Description of the task: Extract the whole listing as it stands. Do not include the pictures.

Data segment:
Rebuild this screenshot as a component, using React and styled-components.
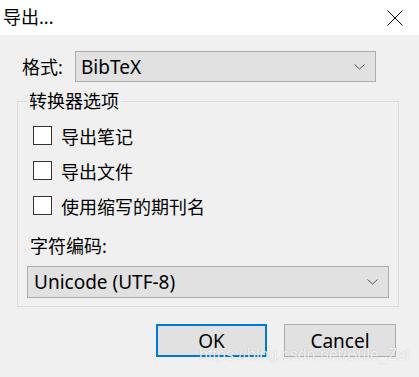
import React from "react";
import styled, { createGlobalStyle } from "styled-components";

const GlobalStyle = createGlobalStyle`
  html, body {
    margin: 0;
    padding: 0;
    background: #f0f0f0;
  }
  body {
    font-family: "Noto Sans", "Noto Sans CJK SC", sans-serif;
    color: #000;
  }
`;

const Dialog = styled.div`
  position: relative;
  width: 419px;
  height: 377px;
  background: #f0f0f0;
  overflow: hidden;
`;

const TitleBar = styled.div`
  height: 35px;
  background: #ffffff;
  display: flex;
  align-items: center;
  justify-content: space-between;
  padding: 0 16px 0 3px;
  box-sizing: border-box;
`;

const Title = styled.div`
  font-size: 18px;
  line-height: 18px;
  margin-top: -1px;
`;

const Body = styled.div`
  display: flex;
  flex-direction: column;
  padding: 16px 20px 0 17px;
`;

const FormatRow = styled.div`
  display: flex;
  align-items: center;
  height: 31px;
  padding-left: 5px;
`;

const Label = styled.div`
  font-size: 18px;
  line-height: 20px;
  width: 53px;
`;

const Select = styled.div`
  box-sizing: border-box;
  display: flex;
  align-items: center;
  justify-content: space-between;
  width: ${(p) => p.$width}px;
  height: ${(p) => p.$height}px;
  background: #e1e1e1;
  border: 1px solid #adadad;
  padding: 0 10px 0 ${(p) => p.$pad}px;
  font-size: 19px;
`;

const Group = styled.fieldset`
  box-sizing: border-box;
  width: 382px;
  height: 215px;
  margin: 10px 0 0 0;
  padding: 0 9px;
  border: 1px solid #dcdcdc;
`;

const Legend = styled.legend`
  font-size: 18px;
  line-height: 18px;
  padding: 0 2px;
`;

const Checks = styled.div`
  display: flex;
  flex-direction: column;
  gap: 16px;
  padding: 16px 0 0 6px;
`;

const CheckRow = styled.label`
  display: flex;
  align-items: center;
  gap: 9px;
  font-size: 18px;
  height: 19px;
`;

const Box = styled.span`
  box-sizing: border-box;
  width: 19px;
  height: 19px;
  background: #ffffff;
  border: 1px solid #333333;
`;

const EncodingLabel = styled.div`
  font-size: 18px;
  line-height: 20px;
  margin: 21px 0 0 3px;
`;

const EncodingSelect = styled(Select)`
  margin-top: 10px;
`;

const Buttons = styled.div`
  display: flex;
  justify-content: flex-end;
  gap: 17px;
  margin-top: 17px;
  padding-right: 3px;
`;

const Button = styled.div`
  box-sizing: border-box;
  width: ${(p) => p.$width}px;
  height: 33px;
  display: flex;
  align-items: center;
  justify-content: center;
  background: #e1e1e1;
  border: ${(p) => (p.$primary ? "2px solid #0078d7" : "1px solid #adadad")};
  font-size: 19px;
`;

const Watermark = styled.div`
  position: absolute;
  left: 199px;
  top: 346px;
  font-family: "Liberation Sans", Arial, sans-serif;
  font-size: 16px;
  line-height: 18px;
  color: rgba(255, 255, 255, 0.85);
  text-shadow: 0 0 1px rgba(0, 0, 0, 0.25);
  white-space: nowrap;
`;

const Chevron = () => (
  <svg width="11" height="6" viewBox="0 0 11 6">
    <path d="M0.5 0.5 L5.5 5 L10.5 0.5" fill="none" stroke="#555" strokeWidth="1" />
  </svg>
);

const CloseIcon = () => (
  <svg width="16" height="16" viewBox="0 0 16 16">
    <path d="M0.5 0.5 L15.5 15.5 M15.5 0.5 L0.5 15.5" stroke="#000" strokeWidth="1" />
  </svg>
);

const options = ["导出笔记", "导出文件", "使用缩写的期刊名"];

export default function App() {
  return (
    <>
      <GlobalStyle />
      <Dialog>
        <TitleBar>
          <Title>导出...</Title>
          <CloseIcon />
        </TitleBar>
        <Body>
          <FormatRow>
            <Label>格式:</Label>
            <Select $width={301} $height={31} $pad={5}>
              <span>BibTeX</span>
              <Chevron />
            </Select>
          </FormatRow>
          <Group>
            <Legend>转换器选项</Legend>
            <Checks>
              {options.map((o) => (
                <CheckRow key={o}>
                  <Box />
                  {o}
                </CheckRow>
              ))}
            </Checks>
            <EncodingLabel>字符编码:</EncodingLabel>
            <EncodingSelect $width={362} $height={32} $pad={6}>
              <span>Unicode (UTF-8)</span>
              <Chevron />
            </EncodingSelect>
          </Group>
          <Buttons>
            <Button $primary $width={111}>OK</Button>
            <Button $width={112}>Cancel</Button>
          </Buttons>
        </Body>
        <Watermark>https://blog.csdn.net/Bule_Zst</Watermark>
      </Dialog>
    </>
  );
}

Answer below:
Rebuild this screenshot as a component, using React and styled-components.
import React from "react";
import styled, { createGlobalStyle } from "styled-components";

const GlobalStyle = createGlobalStyle`
  html, body {
    margin: 0;
    padding: 0;
    background: #f0f0f0;
  }
  body {
    font-family: "Noto Sans", "Noto Sans CJK SC", sans-serif;
    color: #000;
  }
`;

const Dialog = styled.div`
  position: relative;
  width: 419px;
  height: 377px;
  background: #f0f0f0;
  overflow: hidden;
`;

const TitleBar = styled.div`
  height: 35px;
  background: #ffffff;
  display: flex;
  align-items: center;
  justify-content: space-between;
  padding: 0 16px 0 3px;
  box-sizing: border-box;
`;

const Title = styled.div`
  font-size: 18px;
  line-height: 18px;
  margin-top: -1px;
`;

const Body = styled.div`
  display: flex;
  flex-direction: column;
  padding: 16px 20px 0 17px;
`;

const FormatRow = styled.div`
  display: flex;
  align-items: center;
  height: 31px;
  padding-left: 5px;
`;

const Label = styled.div`
  font-size: 18px;
  line-height: 20px;
  width: 53px;
`;

const Select = styled.div`
  box-sizing: border-box;
  display: flex;
  align-items: center;
  justify-content: space-between;
  width: ${(p) => p.$width}px;
  height: ${(p) => p.$height}px;
  background: #e1e1e1;
  border: 1px solid #adadad;
  padding: 0 10px 0 ${(p) => p.$pad}px;
  font-size: 19px;
`;

const Group = styled.fieldset`
  box-sizing: border-box;
  width: 382px;
  height: 215px;
  margin: 10px 0 0 0;
  padding: 0 9px;
  border: 1px solid #dcdcdc;
`;

const Legend = styled.legend`
  font-size: 18px;
  line-height: 18px;
  padding: 0 2px;
`;

const Checks = styled.div`
  display: flex;
  flex-direction: column;
  gap: 16px;
  padding: 16px 0 0 6px;
`;

const CheckRow = styled.label`
  display: flex;
  align-items: center;
  gap: 9px;
  font-size: 18px;
  height: 19px;
`;

const Box = styled.span`
  box-sizing: border-box;
  width: 19px;
  height: 19px;
  background: #ffffff;
  border: 1px solid #333333;
`;

const EncodingLabel = styled.div`
  font-size: 18px;
  line-height: 20px;
  margin: 21px 0 0 3px;
`;

const EncodingSelect = styled(Select)`
  margin-top: 10px;
`;

const Buttons = styled.div`
  display: flex;
  justify-content: flex-end;
  gap: 17px;
  margin-top: 17px;
  padding-right: 3px;
`;

const Button = styled.div`
  box-sizing: border-box;
  width: ${(p) => p.$width}px;
  height: 33px;
  display: flex;
  align-items: center;
  justify-content: center;
  background: #e1e1e1;
  border: ${(p) => (p.$primary ? "2px solid #0078d7" : "1px solid #adadad")};
  font-size: 19px;
`;

const Watermark = styled.div`
  position: absolute;
  left: 199px;
  top: 346px;
  font-family: "Liberation Sans", Arial, sans-serif;
  font-size: 16px;
  line-height: 18px;
  color: rgba(255, 255, 255, 0.85);
  text-shadow: 0 0 1px rgba(0, 0, 0, 0.25);
  white-space: nowrap;
`;

const Chevron = () => (
  <svg width="11" height="6" viewBox="0 0 11 6">
    <path d="M0.5 0.5 L5.5 5 L10.5 0.5" fill="none" stroke="#555" strokeWidth="1" />
  </svg>
);

const CloseIcon = () => (
  <svg width="16" height="16" viewBox="0 0 16 16">
    <path d="M0.5 0.5 L15.5 15.5 M15.5 0.5 L0.5 15.5" stroke="#000" strokeWidth="1" />
  </svg>
);

const options = ["导出笔记", "导出文件", "使用缩写的期刊名"];

export default function App() {
  return (
    <>
      <GlobalStyle />
      <Dialog>
        <TitleBar>
          <Title>导出...</Title>
          <CloseIcon />
        </TitleBar>
        <Body>
          <FormatRow>
            <Label>格式:</Label>
            <Select $width={301} $height={31} $pad={5}>
              <span>BibTeX</span>
              <Chevron />
            </Select>
          </FormatRow>
          <Group>
            <Legend>转换器选项</Legend>
            <Checks>
              {options.map((o) => (
                <CheckRow key={o}>
                  <Box />
                  {o}
                </CheckRow>
              ))}
            </Checks>
            <EncodingLabel>字符编码:</EncodingLabel>
            <EncodingSelect $width={362} $height={32} $pad={6}>
              <span>Unicode (UTF-8)</span>
              <Chevron />
            </EncodingSelect>
          </Group>
          <Buttons>
            <Button $primary $width={111}>OK</Button>
            <Button $width={112}>Cancel</Button>
          </Buttons>
        </Body>
        <Watermark>https://blog.csdn.net/Bule_Zst</Watermark>
      </Dialog>
    </>
  );
}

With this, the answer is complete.